## BRIEF
Tally the lines of the data that include the word "page" and state the total, nothing else.

## GIVEN RECORDS
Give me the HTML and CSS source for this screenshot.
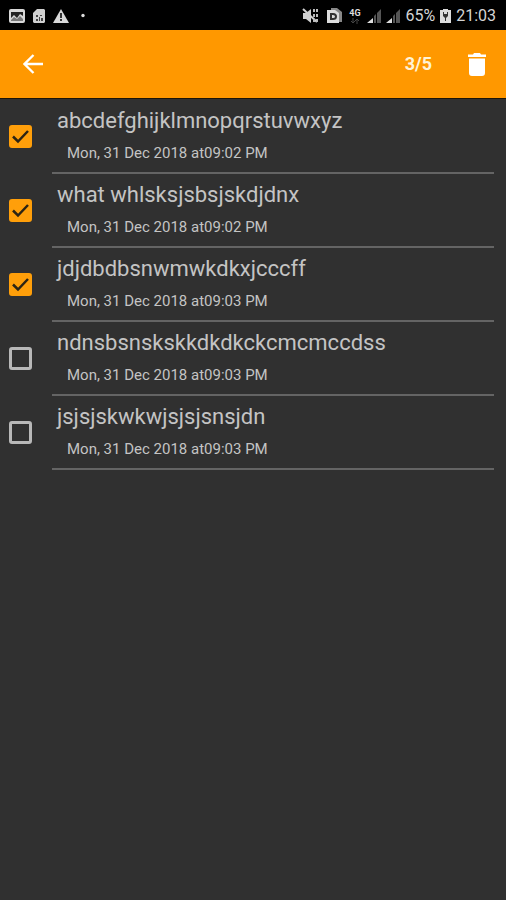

--

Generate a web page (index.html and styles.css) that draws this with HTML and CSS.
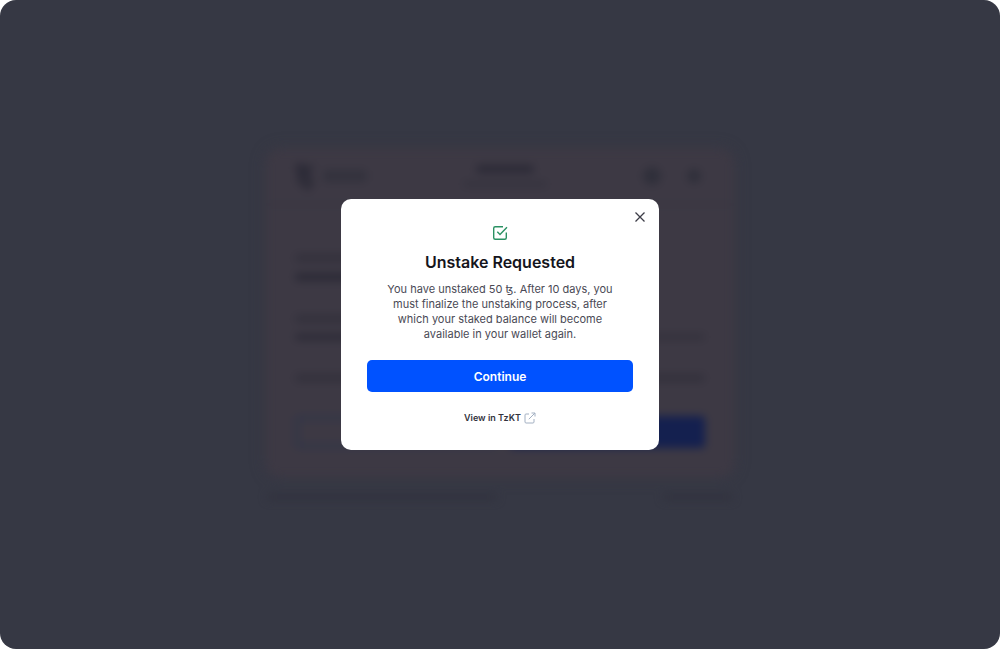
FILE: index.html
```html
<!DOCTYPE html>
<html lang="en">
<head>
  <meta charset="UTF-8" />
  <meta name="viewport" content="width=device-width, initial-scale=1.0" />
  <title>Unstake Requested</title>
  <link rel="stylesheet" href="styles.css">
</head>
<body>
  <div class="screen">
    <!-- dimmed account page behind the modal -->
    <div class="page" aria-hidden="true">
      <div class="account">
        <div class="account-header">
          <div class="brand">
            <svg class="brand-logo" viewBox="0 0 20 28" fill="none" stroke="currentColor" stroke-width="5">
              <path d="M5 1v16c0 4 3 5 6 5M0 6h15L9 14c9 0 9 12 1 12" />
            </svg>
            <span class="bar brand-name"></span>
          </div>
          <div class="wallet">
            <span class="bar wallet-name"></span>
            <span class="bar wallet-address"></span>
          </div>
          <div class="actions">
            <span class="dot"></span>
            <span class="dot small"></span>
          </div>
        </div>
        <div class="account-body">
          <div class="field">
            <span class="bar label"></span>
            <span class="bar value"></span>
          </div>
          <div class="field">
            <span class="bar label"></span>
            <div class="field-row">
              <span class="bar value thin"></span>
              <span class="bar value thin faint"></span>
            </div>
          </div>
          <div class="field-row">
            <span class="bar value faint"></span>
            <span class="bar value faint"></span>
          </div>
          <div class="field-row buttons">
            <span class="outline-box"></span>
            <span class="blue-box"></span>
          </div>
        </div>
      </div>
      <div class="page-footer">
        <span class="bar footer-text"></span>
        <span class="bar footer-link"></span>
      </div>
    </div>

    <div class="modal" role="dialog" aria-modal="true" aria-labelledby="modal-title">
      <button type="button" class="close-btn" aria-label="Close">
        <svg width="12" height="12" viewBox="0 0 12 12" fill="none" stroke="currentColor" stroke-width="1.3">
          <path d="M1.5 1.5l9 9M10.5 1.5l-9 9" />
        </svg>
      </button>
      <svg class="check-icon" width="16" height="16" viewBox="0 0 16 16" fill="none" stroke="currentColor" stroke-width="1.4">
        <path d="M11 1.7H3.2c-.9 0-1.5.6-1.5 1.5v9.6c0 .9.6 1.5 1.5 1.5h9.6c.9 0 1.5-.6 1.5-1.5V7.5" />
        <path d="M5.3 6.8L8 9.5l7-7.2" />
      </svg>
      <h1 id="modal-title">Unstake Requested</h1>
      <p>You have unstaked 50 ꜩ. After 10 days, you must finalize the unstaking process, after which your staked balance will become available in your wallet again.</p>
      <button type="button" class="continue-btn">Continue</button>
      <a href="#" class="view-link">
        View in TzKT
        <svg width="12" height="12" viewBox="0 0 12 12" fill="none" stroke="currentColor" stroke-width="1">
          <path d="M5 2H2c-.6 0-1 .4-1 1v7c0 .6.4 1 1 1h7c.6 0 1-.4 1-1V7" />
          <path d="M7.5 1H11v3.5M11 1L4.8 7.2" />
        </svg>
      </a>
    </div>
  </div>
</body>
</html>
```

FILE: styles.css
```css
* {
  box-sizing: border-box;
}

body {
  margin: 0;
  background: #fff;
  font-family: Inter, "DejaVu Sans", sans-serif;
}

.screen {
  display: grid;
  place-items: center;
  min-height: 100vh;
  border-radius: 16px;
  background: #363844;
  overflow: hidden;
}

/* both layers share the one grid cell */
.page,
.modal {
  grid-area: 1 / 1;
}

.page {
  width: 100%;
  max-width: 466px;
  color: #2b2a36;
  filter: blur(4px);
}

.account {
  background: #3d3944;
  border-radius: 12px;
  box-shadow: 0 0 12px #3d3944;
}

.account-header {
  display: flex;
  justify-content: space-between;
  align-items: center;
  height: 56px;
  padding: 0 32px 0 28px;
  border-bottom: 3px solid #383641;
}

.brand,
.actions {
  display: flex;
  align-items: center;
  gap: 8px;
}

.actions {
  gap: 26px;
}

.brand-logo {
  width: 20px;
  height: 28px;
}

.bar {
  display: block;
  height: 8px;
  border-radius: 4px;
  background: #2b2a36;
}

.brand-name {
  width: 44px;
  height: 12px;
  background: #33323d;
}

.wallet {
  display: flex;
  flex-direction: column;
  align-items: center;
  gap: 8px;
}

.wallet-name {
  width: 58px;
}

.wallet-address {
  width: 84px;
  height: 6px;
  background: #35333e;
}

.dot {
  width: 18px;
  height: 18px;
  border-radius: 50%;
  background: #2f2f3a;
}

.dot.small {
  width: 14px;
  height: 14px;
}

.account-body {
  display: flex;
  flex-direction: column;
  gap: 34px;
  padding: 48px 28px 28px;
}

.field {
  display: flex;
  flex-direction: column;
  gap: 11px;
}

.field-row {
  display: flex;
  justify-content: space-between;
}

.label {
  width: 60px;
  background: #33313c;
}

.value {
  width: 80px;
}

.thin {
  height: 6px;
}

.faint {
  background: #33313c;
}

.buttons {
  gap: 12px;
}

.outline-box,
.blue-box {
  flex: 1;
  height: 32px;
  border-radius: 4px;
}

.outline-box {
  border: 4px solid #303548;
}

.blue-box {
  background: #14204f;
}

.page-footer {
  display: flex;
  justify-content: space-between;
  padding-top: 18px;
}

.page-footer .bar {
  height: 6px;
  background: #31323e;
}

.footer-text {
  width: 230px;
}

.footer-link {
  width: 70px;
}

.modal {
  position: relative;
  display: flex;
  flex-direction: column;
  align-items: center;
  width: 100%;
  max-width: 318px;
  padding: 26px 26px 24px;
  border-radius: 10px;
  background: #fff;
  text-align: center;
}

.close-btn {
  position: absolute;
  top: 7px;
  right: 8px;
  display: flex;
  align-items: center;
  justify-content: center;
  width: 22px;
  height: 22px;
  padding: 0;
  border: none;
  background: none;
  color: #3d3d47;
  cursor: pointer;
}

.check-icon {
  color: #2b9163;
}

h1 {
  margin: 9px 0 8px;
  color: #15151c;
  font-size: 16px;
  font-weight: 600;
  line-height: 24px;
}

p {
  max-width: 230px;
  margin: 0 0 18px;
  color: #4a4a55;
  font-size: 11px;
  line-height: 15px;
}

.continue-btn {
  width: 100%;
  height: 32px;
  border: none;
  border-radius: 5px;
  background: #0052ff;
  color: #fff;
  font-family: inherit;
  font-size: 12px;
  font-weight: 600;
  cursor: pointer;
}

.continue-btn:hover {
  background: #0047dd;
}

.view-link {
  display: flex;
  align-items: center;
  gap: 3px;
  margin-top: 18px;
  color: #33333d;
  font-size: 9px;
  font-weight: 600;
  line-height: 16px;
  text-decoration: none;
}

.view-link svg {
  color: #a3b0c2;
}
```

* * *

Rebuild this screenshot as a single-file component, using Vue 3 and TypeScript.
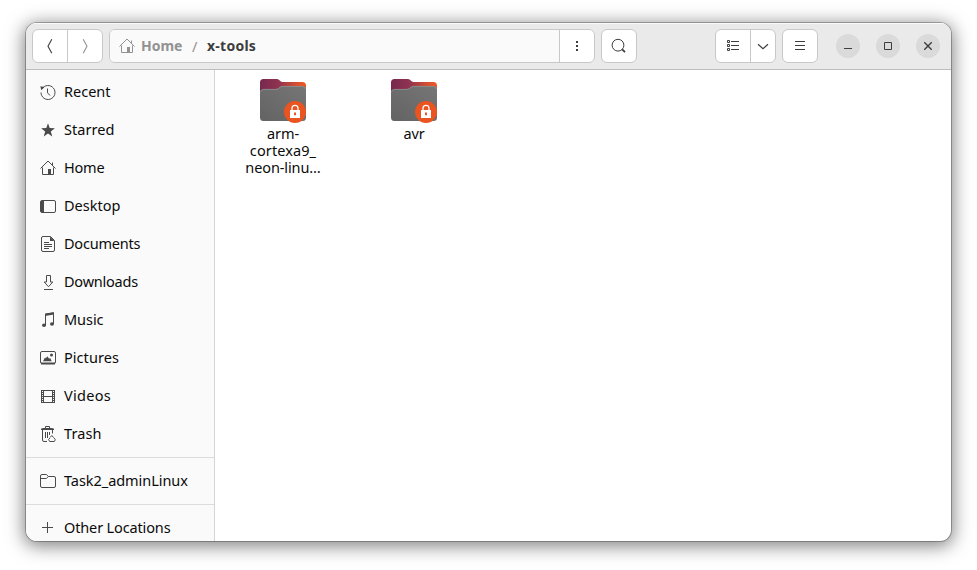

## EXERCISE SOLUTION
8